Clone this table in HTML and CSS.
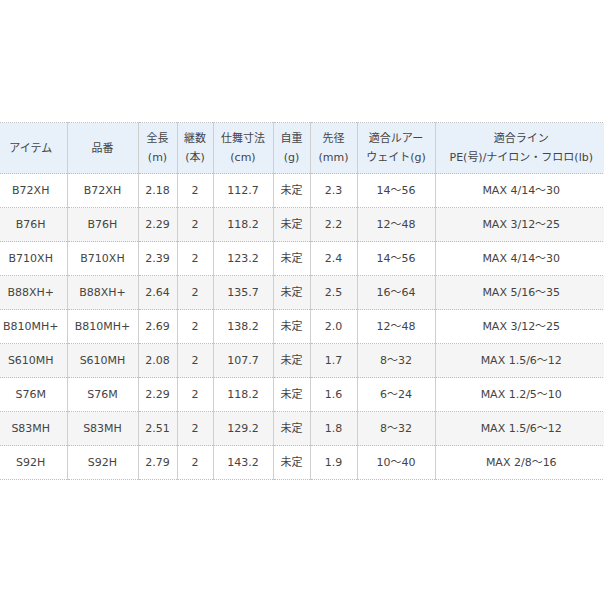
FILE: index.html
```html
<!DOCTYPE html>
<html lang="ja">
<head>
<meta charset="utf-8">
<link rel="stylesheet" href="styles.css">
</head>
<body>
<div class="wrap">
<table class="spec">
<colgroup>
<col class="c1"><col class="c2"><col class="c3"><col class="c4"><col class="c5"><col class="c6"><col class="c7"><col class="c8"><col class="c9">
</colgroup>
<thead>
<tr>
<th>アイテム</th><th>品番</th><th>全長<br>(m)</th><th>継数<br>(本)</th><th>仕舞寸法<br>(cm)</th><th>自重<br>(g)</th><th>先径<br>(mm)</th><th>適合ルアー<br>ウェイト(g)</th><th>適合ライン<br>PE(号)/ナイロン・フロロ(lb)</th>
</tr>
</thead>
<tbody>
<tr><td>B72XH</td><td>B72XH</td><td>2.18</td><td>2</td><td>112.7</td><td>未定</td><td>2.3</td><td>14～56</td><td>MAX 4/14～30</td></tr>
<tr><td>B76H</td><td>B76H</td><td>2.29</td><td>2</td><td>118.2</td><td>未定</td><td>2.2</td><td>12～48</td><td>MAX 3/12～25</td></tr>
<tr><td>B710XH</td><td>B710XH</td><td>2.39</td><td>2</td><td>123.2</td><td>未定</td><td>2.4</td><td>14～56</td><td>MAX 4/14～30</td></tr>
<tr><td>B88XH+</td><td>B88XH+</td><td>2.64</td><td>2</td><td>135.7</td><td>未定</td><td>2.5</td><td>16～64</td><td>MAX 5/16～35</td></tr>
<tr><td>B810MH+</td><td>B810MH+</td><td>2.69</td><td>2</td><td>138.2</td><td>未定</td><td>2.0</td><td>12～48</td><td>MAX 3/12～25</td></tr>
<tr><td>S610MH</td><td>S610MH</td><td>2.08</td><td>2</td><td>107.7</td><td>未定</td><td>1.7</td><td>8～32</td><td>MAX 1.5/6～12</td></tr>
<tr><td>S76M</td><td>S76M</td><td>2.29</td><td>2</td><td>118.2</td><td>未定</td><td>1.6</td><td>6～24</td><td>MAX 1.2/5～10</td></tr>
<tr><td>S83MH</td><td>S83MH</td><td>2.51</td><td>2</td><td>129.2</td><td>未定</td><td>1.8</td><td>8～32</td><td>MAX 1.5/6～12</td></tr>
<tr><td>S92H</td><td>S92H</td><td>2.79</td><td>2</td><td>143.2</td><td>未定</td><td>1.9</td><td>10～40</td><td>MAX 2/8～16</td></tr>
</tbody>
</table>
</div>
</body>
</html>
```
FILE: styles.css
```css
html, body {
  margin: 0;
  padding: 0;
  background: #fff;
}
.wrap {
  padding-top: 122px;
  overflow: hidden;
  width: 604px;
}
.spec {
  margin-left: -5px;
  width: 612px;
  table-layout: fixed;
  border-collapse: collapse;
  font-family: "DejaVu Sans", "Noto Sans CJK JP", sans-serif;
  font-size: 11px;
  color: #444;
}
.c1 { width: 72px; }
.c2 { width: 71px; }
.c3 { width: 39px; }
.c4 { width: 36px; }
.c5 { width: 60px; }
.c6 { width: 37px; }
.c7 { width: 47px; }
.c8 { width: 78px; }
.c9 { width: 172px; }
.spec th, .spec td {
  padding: 0;
  text-align: center;
  vertical-align: middle;
  border-left: 1px solid #cfcfcf;
  border-top: 1px dotted #bdbdbd;
  border-bottom: 1px dotted #bdbdbd;
  white-space: nowrap;
}
.spec th:first-child, .spec td:first-child {
  border-left: none;
}
.spec th {
  background: #e8f0fa;
  font-weight: normal;
  height: 50px;
  line-height: 19px;
}
.spec td {
  height: 33px;
  line-height: 16px;
}
.spec tbody tr:nth-child(even) td {
  background: #f5f5f5;
}
```
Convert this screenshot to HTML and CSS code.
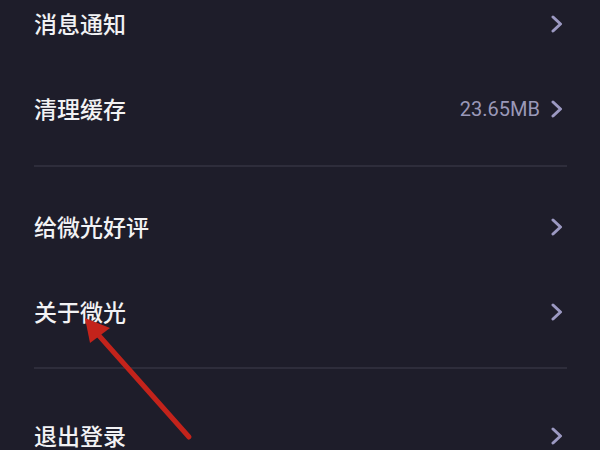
FILE: index.html
```html
<!DOCTYPE html>
<html lang="zh-CN">
<head>
<meta charset="utf-8">
<link rel="stylesheet" href="styles.css">
</head>
<body>
<div class="page">
  <div class="list">
    <div class="row"><span class="label">消息通知</span><span class="right"><svg class="chev" viewBox="0 0 12 18"><path d="M2 2 L9.5 9 L2 16" /></svg></span></div>
    <div class="row"><span class="label">清理缓存</span><span class="right"><span class="value">23.65MB</span><svg class="chev" viewBox="0 0 12 18"><path d="M2 2 L9.5 9 L2 16" /></svg></span></div>
    <div class="divider d1"></div>
    <div class="row"><span class="label">给微光好评</span><span class="right"><svg class="chev" viewBox="0 0 12 18"><path d="M2 2 L9.5 9 L2 16" /></svg></span></div>
    <div class="row"><span class="label">关于微光</span><span class="right"><svg class="chev" viewBox="0 0 12 18"><path d="M2 2 L9.5 9 L2 16" /></svg></span></div>
    <div class="divider d2"></div>
    <div class="row last"><span class="label">退出登录</span><span class="right"><svg class="chev" viewBox="0 0 12 18"><path d="M2 2 L9.5 9 L2 16" /></svg></span></div>
  </div>
  <svg class="arrow" viewBox="0 0 600 450" width="600" height="450">
    <line x1="189" y1="437" x2="94" y2="330" />
    <polygon points="85,318 110,328 90,343" />
  </svg>
</div>
</body>
</html>
```
FILE: styles.css
```css
html, body {
  margin: 0;
  padding: 0;
  background: #1e1d2a;
  overflow: hidden;
}
.page {
  position: relative;
  width: 600px;
  height: 450px;
  overflow: hidden;
  font-family: "Noto Sans CJK SC", "Noto Sans", sans-serif;
}
.list {
  display: flex;
  flex-direction: column;
  margin-top: -19px;
}
.row {
  height: 85px;
  display: flex;
  align-items: center;
  justify-content: space-between;
  padding: 0 37px 0 34px;
}
.row.last { height: 28px; }
.label {
  color: #f2f2f4;
  font-size: 23px;
  font-weight: 500;
  line-height: 1.2;
}
.right {
  display: flex;
  align-items: center;
  gap: 11px;
}
.value {
  color: #9a98b8;
  font-family: Roboto, "Liberation Sans", sans-serif;
  font-size: 20px;
  line-height: 1.2;
}
.chev {
  width: 12px;
  height: 18px;
  fill: none;
  stroke: #9c99c2;
  stroke-width: 3;
  stroke-linecap: round;
  stroke-linejoin: round;
}
.divider {
  height: 2px;
  background: #2e2d3b;
  margin: 0 33px 0 34px;
}
.d1 { margin-top: 14px; margin-bottom: 17px; }
.d2 { margin-top: 13px; margin-bottom: 53px; }
.arrow {
  position: absolute;
  left: 0;
  top: 0;
  pointer-events: none;
}
.arrow line {
  stroke: #c3231b;
  stroke-width: 5;
  stroke-linecap: round;
}
.arrow polygon {
  fill: #c3231b;
}
```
- - - -
## Task brief
Skip every picture and transcribe the data above exactly.

## Answer
Clone this table in HTML and CSS.
FILE: index.html
```html
<!DOCTYPE html>
<html lang="ja">
<head>
<meta charset="utf-8">
<link rel="stylesheet" href="styles.css">
</head>
<body>
<div class="wrap">
<table class="spec">
<colgroup>
<col class="c1"><col class="c2"><col class="c3"><col class="c4"><col class="c5"><col class="c6"><col class="c7"><col class="c8"><col class="c9">
</colgroup>
<thead>
<tr>
<th>アイテム</th><th>品番</th><th>全長<br>(m)</th><th>継数<br>(本)</th><th>仕舞寸法<br>(cm)</th><th>自重<br>(g)</th><th>先径<br>(mm)</th><th>適合ルアー<br>ウェイト(g)</th><th>適合ライン<br>PE(号)/ナイロン・フロロ(lb)</th>
</tr>
</thead>
<tbody>
<tr><td>B72XH</td><td>B72XH</td><td>2.18</td><td>2</td><td>112.7</td><td>未定</td><td>2.3</td><td>14～56</td><td>MAX 4/14～30</td></tr>
<tr><td>B76H</td><td>B76H</td><td>2.29</td><td>2</td><td>118.2</td><td>未定</td><td>2.2</td><td>12～48</td><td>MAX 3/12～25</td></tr>
<tr><td>B710XH</td><td>B710XH</td><td>2.39</td><td>2</td><td>123.2</td><td>未定</td><td>2.4</td><td>14～56</td><td>MAX 4/14～30</td></tr>
<tr><td>B88XH+</td><td>B88XH+</td><td>2.64</td><td>2</td><td>135.7</td><td>未定</td><td>2.5</td><td>16～64</td><td>MAX 5/16～35</td></tr>
<tr><td>B810MH+</td><td>B810MH+</td><td>2.69</td><td>2</td><td>138.2</td><td>未定</td><td>2.0</td><td>12～48</td><td>MAX 3/12～25</td></tr>
<tr><td>S610MH</td><td>S610MH</td><td>2.08</td><td>2</td><td>107.7</td><td>未定</td><td>1.7</td><td>8～32</td><td>MAX 1.5/6～12</td></tr>
<tr><td>S76M</td><td>S76M</td><td>2.29</td><td>2</td><td>118.2</td><td>未定</td><td>1.6</td><td>6～24</td><td>MAX 1.2/5～10</td></tr>
<tr><td>S83MH</td><td>S83MH</td><td>2.51</td><td>2</td><td>129.2</td><td>未定</td><td>1.8</td><td>8～32</td><td>MAX 1.5/6～12</td></tr>
<tr><td>S92H</td><td>S92H</td><td>2.79</td><td>2</td><td>143.2</td><td>未定</td><td>1.9</td><td>10～40</td><td>MAX 2/8～16</td></tr>
</tbody>
</table>
</div>
</body>
</html>
```
FILE: styles.css
```css
html, body {
  margin: 0;
  padding: 0;
  background: #fff;
}
.wrap {
  padding-top: 122px;
  overflow: hidden;
  width: 604px;
}
.spec {
  margin-left: -5px;
  width: 612px;
  table-layout: fixed;
  border-collapse: collapse;
  font-family: "DejaVu Sans", "Noto Sans CJK JP", sans-serif;
  font-size: 11px;
  color: #444;
}
.c1 { width: 72px; }
.c2 { width: 71px; }
.c3 { width: 39px; }
.c4 { width: 36px; }
.c5 { width: 60px; }
.c6 { width: 37px; }
.c7 { width: 47px; }
.c8 { width: 78px; }
.c9 { width: 172px; }
.spec th, .spec td {
  padding: 0;
  text-align: center;
  vertical-align: middle;
  border-left: 1px solid #cfcfcf;
  border-top: 1px dotted #bdbdbd;
  border-bottom: 1px dotted #bdbdbd;
  white-space: nowrap;
}
.spec th:first-child, .spec td:first-child {
  border-left: none;
}
.spec th {
  background: #e8f0fa;
  font-weight: normal;
  height: 50px;
  line-height: 19px;
}
.spec td {
  height: 33px;
  line-height: 16px;
}
.spec tbody tr:nth-child(even) td {
  background: #f5f5f5;
}
```
Convert this screenshot to HTML and CSS code.
FILE: index.html
```html
<!DOCTYPE html>
<html lang="zh-CN">
<head>
<meta charset="utf-8">
<link rel="stylesheet" href="styles.css">
</head>
<body>
<div class="page">
  <div class="list">
    <div class="row"><span class="label">消息通知</span><span class="right"><svg class="chev" viewBox="0 0 12 18"><path d="M2 2 L9.5 9 L2 16" /></svg></span></div>
    <div class="row"><span class="label">清理缓存</span><span class="right"><span class="value">23.65MB</span><svg class="chev" viewBox="0 0 12 18"><path d="M2 2 L9.5 9 L2 16" /></svg></span></div>
    <div class="divider d1"></div>
    <div class="row"><span class="label">给微光好评</span><span class="right"><svg class="chev" viewBox="0 0 12 18"><path d="M2 2 L9.5 9 L2 16" /></svg></span></div>
    <div class="row"><span class="label">关于微光</span><span class="right"><svg class="chev" viewBox="0 0 12 18"><path d="M2 2 L9.5 9 L2 16" /></svg></span></div>
    <div class="divider d2"></div>
    <div class="row last"><span class="label">退出登录</span><span class="right"><svg class="chev" viewBox="0 0 12 18"><path d="M2 2 L9.5 9 L2 16" /></svg></span></div>
  </div>
  <svg class="arrow" viewBox="0 0 600 450" width="600" height="450">
    <line x1="189" y1="437" x2="94" y2="330" />
    <polygon points="85,318 110,328 90,343" />
  </svg>
</div>
</body>
</html>
```
FILE: styles.css
```css
html, body {
  margin: 0;
  padding: 0;
  background: #1e1d2a;
  overflow: hidden;
}
.page {
  position: relative;
  width: 600px;
  height: 450px;
  overflow: hidden;
  font-family: "Noto Sans CJK SC", "Noto Sans", sans-serif;
}
.list {
  display: flex;
  flex-direction: column;
  margin-top: -19px;
}
.row {
  height: 85px;
  display: flex;
  align-items: center;
  justify-content: space-between;
  padding: 0 37px 0 34px;
}
.row.last { height: 28px; }
.label {
  color: #f2f2f4;
  font-size: 23px;
  font-weight: 500;
  line-height: 1.2;
}
.right {
  display: flex;
  align-items: center;
  gap: 11px;
}
.value {
  color: #9a98b8;
  font-family: Roboto, "Liberation Sans", sans-serif;
  font-size: 20px;
  line-height: 1.2;
}
.chev {
  width: 12px;
  height: 18px;
  fill: none;
  stroke: #9c99c2;
  stroke-width: 3;
  stroke-linecap: round;
  stroke-linejoin: round;
}
.divider {
  height: 2px;
  background: #2e2d3b;
  margin: 0 33px 0 34px;
}
.d1 { margin-top: 14px; margin-bottom: 17px; }
.d2 { margin-top: 13px; margin-bottom: 53px; }
.arrow {
  position: absolute;
  left: 0;
  top: 0;
  pointer-events: none;
}
.arrow line {
  stroke: #c3231b;
  stroke-width: 5;
  stroke-linecap: round;
}
.arrow polygon {
  fill: #c3231b;
}
```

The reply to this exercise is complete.